今後の見通し~「新しいOutlook」への完全移行を見据えて
Microsoftは今後もクラウド技術との連携を強化していく方針であり、新しいOutlookへの移行は加速すると考えられます。従来のPOPやPST運用に依存している場合、遅かれ早かれ移行の検討が必須となるでしょう。特にビジネスユーザーは、突然のサポート終了や仕様変更に備え、今のうちに下記のようなプランを用意しておくのがおすすめです。
代替プランを考慮する重要性
- IMAPへの完全移行:現行のメールアカウントをIMAPに切り替え、クラウド中心のメール管理にシフトする。
- Exchange OnlineやMicrosoft 365への統合:エンタープライズレベルの管理やアーカイブ機能を活用し、コンプライアンス強化を図る。
- 代替ソフトウェアの導入:企業ポリシーに合ったメールクライアント(Thunderbirdなど)へ移行し、POPを継続利用する。

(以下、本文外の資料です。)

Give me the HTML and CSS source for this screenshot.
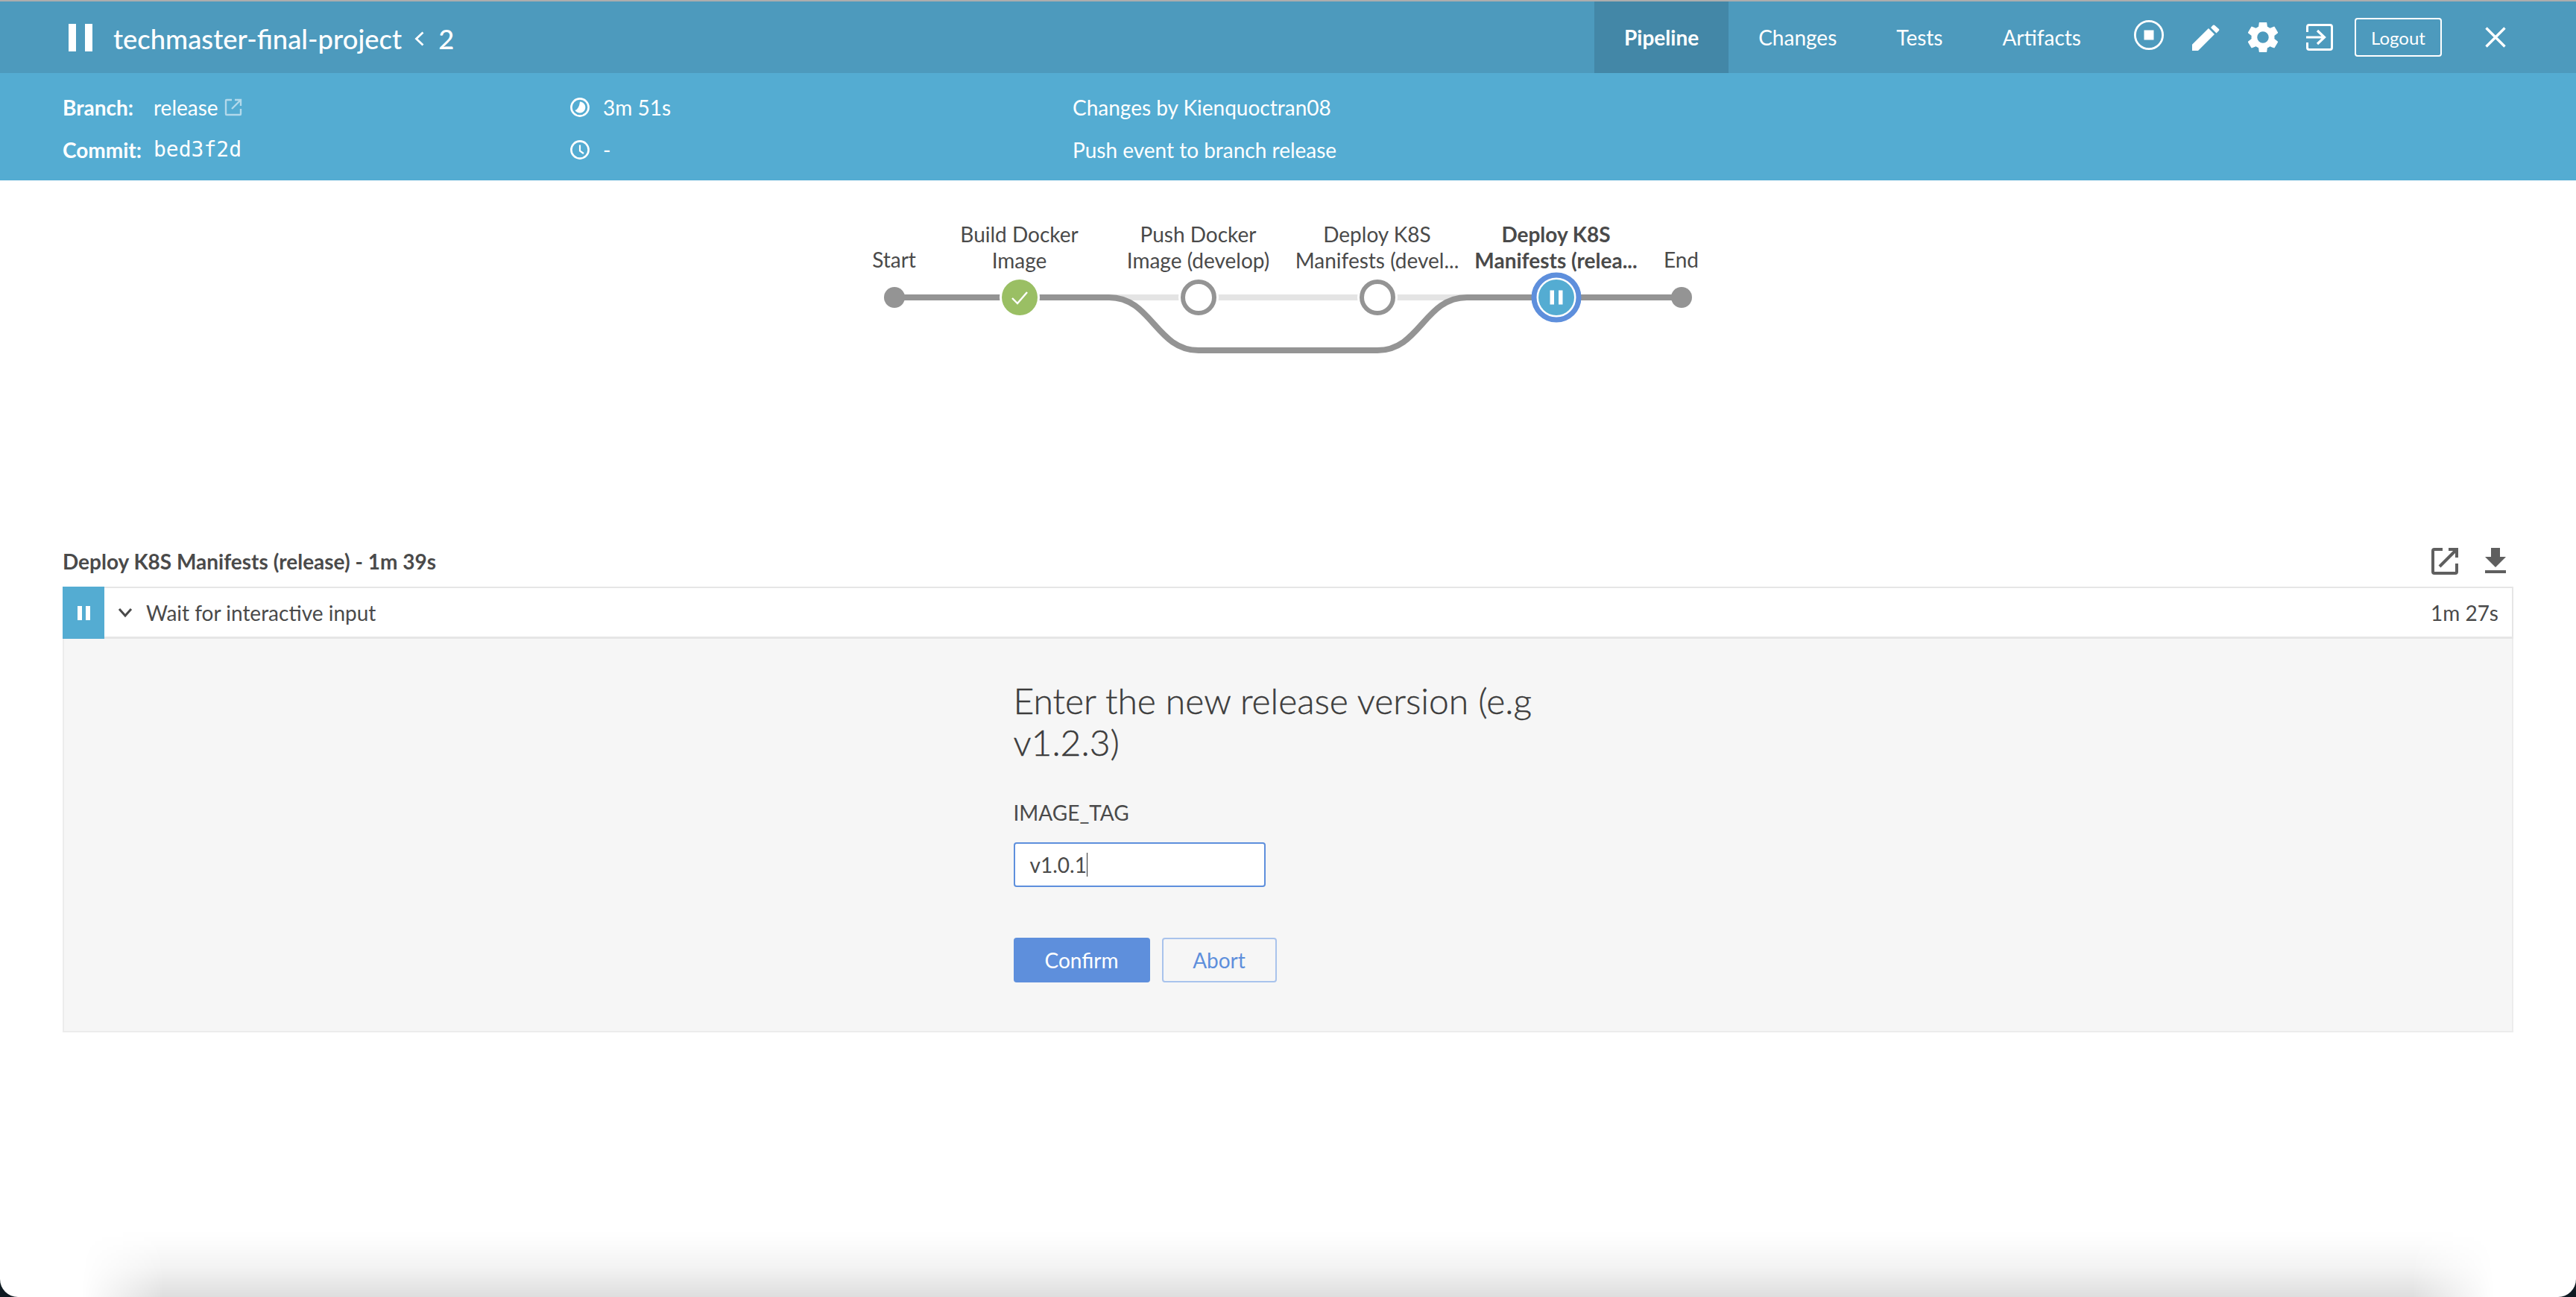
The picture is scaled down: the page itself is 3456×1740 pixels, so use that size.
FILE: index.html
```html
<!DOCTYPE html>
<html lang="en">
<head>
  <meta charset="UTF-8">
  <title>techmaster-final-project</title>
  <link rel="stylesheet" href="styles.css">
</head>
<body>
  <div class="window">

    <!-- header -->
    <header class="top-bar">
      <svg class="run-state" width="32" height="37" viewBox="0 0 32 37"><rect x="0" y="0" width="10" height="37" fill="#fff"/><rect x="22" y="0" width="10" height="37" fill="#fff"/></svg>
      <h1 class="run-name">techmaster-final-project</h1>
      <svg class="crumb" width="13" height="20" viewBox="0 0 13 20"><path d="M11.5 1.5 L2.5 10 L11.5 18.5" fill="none" stroke="#fff" stroke-width="2.8"/></svg>
      <span class="run-id">2</span>
      <nav class="tabs">
        <a class="tab tab-active">Pipeline</a>
        <a class="tab">Changes</a>
        <a class="tab">Tests</a>
        <a class="tab">Artifacts</a>
      </nav>
      <div class="actions">
        <svg class="act-stop" width="40" height="40" viewBox="0 0 40 40"><circle cx="20" cy="20" r="18.6" fill="none" stroke="#fff" stroke-width="2.8"/><rect x="13.5" y="13.5" width="13" height="13" fill="#fff"/></svg>
        <svg width="37" height="36" viewBox="0 0 37 36"><path fill="#fff" d="M0 27.7 L22 6 L30 14 L8 36 H0 Z M25 5 L28 1.8 Q29 1 30 1.8 L36 7 Q36.8 8 36 9 L32.5 12.5 Z"/></svg>
        <svg width="40" height="40" viewBox="2.7 2.7 18.6 18.6"><path fill="#fff" d="M19.14 12.94c.04-.3.06-.61.06-.94s-.02-.64-.07-.94l2.03-1.58a.49.49 0 0 0 .12-.61l-1.92-3.32a.49.49 0 0 0-.59-.22l-2.39.96a7 7 0 0 0-1.62-.94l-.36-2.54a.48.48 0 0 0-.48-.41h-3.84a.47.47 0 0 0-.47.41l-.36 2.54c-.59.24-1.13.57-1.62.94l-2.39-.96a.48.48 0 0 0-.59.22L2.74 8.87a.47.47 0 0 0 .12.61l2.03 1.58c-.05.3-.09.63-.09.94s.02.64.07.94l-2.03 1.58a.49.49 0 0 0-.12.61l1.92 3.32c.12.22.37.29.59.22l2.39-.96c.5.38 1.03.7 1.62.94l.36 2.54c.05.24.24.41.48.41h3.84c.24 0 .44-.17.47-.41l.36-2.54a7 7 0 0 0 1.62-.94l2.39.96c.22.08.47 0 .59-.22l1.92-3.32a.47.47 0 0 0-.12-.61l-2.01-1.58zM12 15.6A3.6 3.6 0 1 1 12 8.4a3.6 3.6 0 0 1 0 7.2z"/></svg>
        <svg width="36" height="36" viewBox="0 0 36 36"><path d="M1.5 11 V4 Q1.5 1.5 4 1.5 H32 Q34.5 1.5 34.5 4 V32 Q34.5 34.5 32 34.5 H4 Q1.5 34.5 1.5 32 V25" fill="none" stroke="#fff" stroke-width="3"/><path d="M0 18 H24 M15 9 L24.5 18 L15 27" fill="none" stroke="#fff" stroke-width="3.2"/></svg>
        <button class="logout">Logout</button>
      </div>
      <svg class="close" width="28" height="28" viewBox="0 0 28 28"><path d="M1.5 1.5 L26.5 26.5 M26.5 1.5 L1.5 26.5" stroke="#fff" stroke-width="3.4"/></svg>
    </header>

    <section class="info-bar">
      <div class="info-col info-refs">
        <div class="info-row"><b>Branch:</b><span class="info-val">release</span>
          <svg class="ext" width="24" height="24" viewBox="0 0 24 24"><path d="M10 2 H3 Q2 2 2 3 V21 Q2 22 3 22 H21 Q22 22 22 21 V14 M14 2 H22 V10 M22 2 L10 14" fill="none" stroke="#fff" stroke-opacity=".55" stroke-width="2.4"/></svg>
        </div>
        <div class="info-row"><b>Commit:</b><code class="info-val sha">bed3f2d</code></div>
      </div>
      <div class="info-col info-times">
        <div class="info-row"><svg width="26" height="26" viewBox="0 0 26 26"><circle cx="13" cy="13" r="11.6" fill="none" stroke="#fff" stroke-width="2.6"/><path d="M13 5.5 A7.5 7.5 0 1 1 6.5 17 Q12 15 13 5.5 Z" fill="#fff"/></svg><span>3m 51s</span></div>
        <div class="info-row"><svg width="26" height="26" viewBox="0 0 26 26"><circle cx="13" cy="13" r="11.6" fill="none" stroke="#fff" stroke-width="2.6"/><path d="M13 6.5 V14.5 L18 18" fill="none" stroke="#fff" stroke-width="2.2"/></svg><span>-</span></div>
      </div>
      <div class="info-col info-cause">
        <div class="info-row">Changes by Kienquoctran08</div>
        <div class="info-row">Push event to branch release</div>
      </div>
    </section>

    <!-- pipeline graph -->
    <section class="graph">
      <div class="graph-canvas">
        <div class="lbl lbl-one" style="left:0px">Start</div>
        <div class="lbl" style="left:168px">Build Docker<br>Image</div>
        <div class="lbl" style="left:408px">Push Docker<br>Image (develop)</div>
        <div class="lbl" style="left:648px">Deploy K8S<br>Manifests (devel...</div>
        <div class="lbl lbl-sel" style="left:888px">Deploy K8S<br>Manifests (relea...</div>
        <div class="lbl lbl-one" style="left:1056px">End</div>
        <svg class="graph-svg" width="1200" height="120" viewBox="-60 0 1200 120">
          <g fill="none" stroke-width="8">
            <path d="M168 40 H768" stroke="#e4e4e4"/>
            <path d="M0 40 H288 C345 40 351 111 408 111 H648 C705 111 711 40 768 40 H1056" stroke="#949494"/>
          </g>
          <circle cx="0" cy="40" r="14" fill="#949494"/>
          <circle cx="168" cy="40" r="27" fill="#fff"/>
          <circle cx="168" cy="40" r="24" fill="#9abf64"/>
          <path d="M158 41 L165 48 L178 33" fill="none" stroke="#fff" stroke-width="2.4"/>
          <circle cx="408" cy="40" r="27" fill="#fff"/>
          <circle cx="408" cy="40" r="21" fill="#fff" stroke="#949494" stroke-width="6"/>
          <circle cx="648" cy="40" r="27" fill="#fff"/>
          <circle cx="648" cy="40" r="21" fill="#fff" stroke="#949494" stroke-width="6"/>
          <circle cx="888" cy="40" r="30" fill="#fff" stroke="#5e8fdc" stroke-width="7"/>
          <circle cx="888" cy="40" r="24" fill="#54acd2"/>
          <rect x="879.5" y="30.5" width="5.5" height="19" fill="#fff"/>
          <rect x="891" y="30.5" width="5.5" height="19" fill="#fff"/>
          <circle cx="1056" cy="40" r="14" fill="#949494"/>
        </svg>
      </div>
    </section>

    <!-- step detail -->
    <section class="detail">
      <div class="detail-head">
        <h2 class="detail-title">Deploy K8S Manifests (release) - 1m 39s</h2>
        <div class="detail-tools">
          <svg width="36" height="36" viewBox="0 0 36 36"><path d="M15 2 H4 Q2 2 2 4 V32 Q2 34 4 34 H32 Q34 34 34 32 V21 M23 2 H34 V13" fill="none" stroke="#5f5f5f" stroke-width="4"/><path d="M33 3 L11 25" stroke="#5f5f5f" stroke-width="4"/></svg>
          <svg width="28" height="34" viewBox="0 0 28 34"><path d="M8 0 H20 V12 H28 L14 26 L0 12 H8 Z M0 30 H28 V34 H0 Z" fill="#5f5f5f"/></svg>
        </div>
      </div>
      <div class="step-row">
        <div class="step-state"><svg width="17" height="19" viewBox="0 0 17 19"><rect width="6" height="19" fill="#fff"/><rect x="11" width="6" height="19" fill="#fff"/></svg></div>
        <svg class="step-chev" width="20" height="14" viewBox="0 0 20 14"><path d="M2 2 L10 11 L18 2" fill="none" stroke="#4a4a4a" stroke-width="3"/></svg>
        <span class="step-name">Wait for interactive input</span>
        <span class="step-time">1m 27s</span>
      </div>
      <div class="step-body">
        <form class="input-form">
          <h3 class="form-title">Enter the new release version (e.g v1.2.3)</h3>
          <label class="form-label" for="imageTag">IMAGE_TAG</label>
          <div class="form-input"><span id="imageTag">v1.0.1</span><i class="caret"></i></div>
          <div class="form-btns">
            <button type="button" class="btn btn-primary">Confirm</button>
            <button type="button" class="btn btn-ghost">Abort</button>
          </div>
        </form>
      </div>
    </section>

    <div class="dock-shadow"></div>
  </div>
</body>
</html>
```

FILE: styles.css
```css
html {
  background: #0f1a22;
}

body {
  margin: 0;
  height: 1740px;
  overflow: hidden;
  font-family: Lato, "Open Sans", sans-serif;
  color: #4a4a4a;
}

.window {
  position: relative;
  height: 1740px;
  overflow: hidden;
  background: #fff;
  border-radius: 0 0 24px 24px;
}

.top-bar {
  display: flex;
  align-items: center;
  height: 96px;
  padding-left: 92px;
  border-top: 2px solid #adadad;
  background: #4d9abd;
  color: #fff;
}

.run-state {
  margin-right: 28px;
}

.run-name {
  margin: 4px 0 0;
  font-size: 36.4px;
  font-weight: 500;
}

.crumb {
  margin: 4px 19px 0 17px;
}

.run-id {
  margin-top: 4px;
  font-size: 36.4px;
  font-weight: 500;
}

.tabs {
  display: flex;
  align-self: stretch;
  margin-left: auto;
}

.tab {
  display: flex;
  align-items: center;
  padding: 0 40px;
  font-size: 28px;
}

.tab-active {
  background: #4387a7;
  font-weight: 700;
}

.actions {
  display: flex;
  align-items: center;
  gap: 38px;
  margin-left: 31px;
}

.act-stop {
  margin-bottom: 6px;
}

.logout {
  width: 117px;
  height: 52px;
  margin-left: -9px;
  border: 2px solid #fff;
  border-radius: 4px;
  background: none;
  color: #fff;
  font: 24px Lato, sans-serif;
}

.close {
  margin: 0 94px 0 58px;
}

.info-bar {
  display: flex;
  box-sizing: border-box;
  height: 144px;
  padding-top: 4px;
  background: #54acd2;
  color: #fff;
  font-size: 28px;
}

.info-col {
  display: flex;
  flex-direction: column;
  justify-content: center;
  gap: 21px;
}

.info-refs {
  width: 681px;
  padding-left: 84px;
}

.info-times {
  width: 674px;
}

.info-row {
  display: flex;
  align-items: center;
  height: 36px;
}

.info-row b {
  width: 122px;
}

.info-val {
  margin-right: 8px;
}

.sha {
  font: 28px "DejaVu Sans Mono", monospace;
}

.info-times svg {
  margin-right: 18px;
}

.graph {
  display: flex;
  justify-content: center;
  height: 478px;
}

.graph-canvas {
  position: relative;
  width: 1056px;
  height: 240px;
  margin-left: -1px;
}

.graph-svg {
  position: absolute;
  left: -60px;
  top: 117px;
}

.lbl {
  position: absolute;
  top: 55px;
  width: 240px;
  margin-left: -120px;
  text-align: center;
  font-size: 28px;
  line-height: 35px;
  white-space: nowrap;
}

.lbl-one {
  top: 89px;
}

.lbl-sel {
  font-weight: 700;
}

.detail {
  padding: 0 84px;
}

.detail-head {
  display: flex;
  align-items: center;
  justify-content: space-between;
  box-sizing: border-box;
  height: 67px;
  padding: 0 10px 2px 0;
}

.detail-title {
  margin: 0;
  font-size: 28px;
  font-weight: 700;
}

.detail-tools {
  display: flex;
  align-items: flex-start;
  gap: 36px;
}

.step-row {
  display: flex;
  align-items: center;
  box-sizing: border-box;
  height: 70px;
  border: 2px solid #e6e6e6;
  border-left: 0;
  border-bottom-width: 3px;
}

.step-state {
  display: flex;
  align-items: center;
  justify-content: center;
  align-self: stretch;
  width: 56px;
  margin: -2px 0 -3px;
  background: #54acd2;
}

.step-chev {
  margin: 0 18px 0 18px;
}

.step-name {
  font-size: 28px;
}

.step-time {
  margin-left: auto;
  padding-right: 18px;
  font-size: 28px;
}

.step-body {
  display: flex;
  justify-content: center;
  box-sizing: border-box;
  height: 528px;
  border: 2px solid #ececec;
  border-top: 0;
  background: #f6f6f6;
}

.input-form {
  width: 720px;
  margin-left: -17px;
  padding-top: 55px;
}

.form-title {
  margin: 0 0 48px;
  font-size: 48px;
  font-weight: 300;
  line-height: 56px;
  color: #3c3c3c;
  -webkit-text-stroke: 0.4px #3c3c3c;
}

.form-label {
  display: block;
  margin-bottom: 22px;
  font-size: 28px;
  line-height: 36px;
}

.form-input {
  display: flex;
  align-items: center;
  box-sizing: border-box;
  width: 338px;
  height: 60px;
  padding-left: 20px;
  border: 2px solid #5e8fdc;
  border-radius: 4px;
  background: #fff;
  font-size: 28px;
}

.caret {
  width: 1px;
  height: 32px;
  background: #333;
}

.form-btns {
  display: flex;
  gap: 16px;
  margin-top: 68px;
}

.btn {
  height: 60px;
  border-radius: 4px;
  font: 28px Lato, sans-serif;
}

.btn-primary {
  width: 183px;
  border: 0;
  background: #5e8fdc;
  color: #fff;
}

.btn-ghost {
  width: 154px;
  border: 2px solid #a9c3ec;
  background: none;
  color: #5e8fdc;
}

/* soft shadow from the dock behind the bottom edge */
.dock-shadow {
  position: absolute;
  left: 110px;
  right: 110px;
  bottom: 0;
  height: 90px;
  background: linear-gradient(rgba(0, 0, 0, 0), rgba(0, 0, 0, 0.012) 20%, rgba(0, 0, 0, 0.047) 56%, rgba(0, 0, 0, 0.094) 81%, rgba(0, 0, 0, 0.13));
  -webkit-mask-image: linear-gradient(to right, transparent, #000 110px, #000 calc(100% - 110px), transparent);
  mask-image: linear-gradient(to right, transparent, #000 110px, #000 calc(100% - 110px), transparent);
}
```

- アーカイブ専用システムやツールの導入:PSTファイルからの移行を含めた大規模なアーカイブ化で、将来のトラブルを回避する。
どの方法を選ぶにせよ、導入コストや運用負荷、ユーザーの利便性を考慮しながら、早めに移行準備を進めることが重要です。特に企業においてはメールがビジネスの生命線であり、設定変更や移行の失敗によって業務が止まるリスクを避けるためにも計画的に進める必要があります。
まとめ~「新しいOutlook」でのPOP問題をどう乗り越えるか
新しいOutlookのリリースに伴い、POPサポートに関する混乱が生じています。従来のWindowsメールアプリや旧Outlookに戻すことは一時的には可能でも、将来的にはサポート終了の可能性が高いため、長期運用には向きません。今後も安定してメールを使うにはIMAP切り替えが最も有力な選択肢ですが、企業や個人でどうしてもPOPが必要な場合は、代替クライアントの活用やMicrosoft 365のデスクトップ版Outlookアプリ導入も検討しましょう。
いずれにせよ、新しいOutlookの正式対応状況やプロバイダのサーバー設定情報は変化し続けます。常に最新情報を確認しながら、早めのうちに移行プランを立てておくことが、トラブルを最小限に抑えるポイントです。エラーが出て設定できない時は、Microsoftサポートやプロバイダのサポートを活用して具体的な解決策を見つけてください。
より快適なメール運用のためにも、「POPが使えなくて困っている」と感じた今が大きな転換期と捉え、未来志向で次のステップに踏み出しましょう。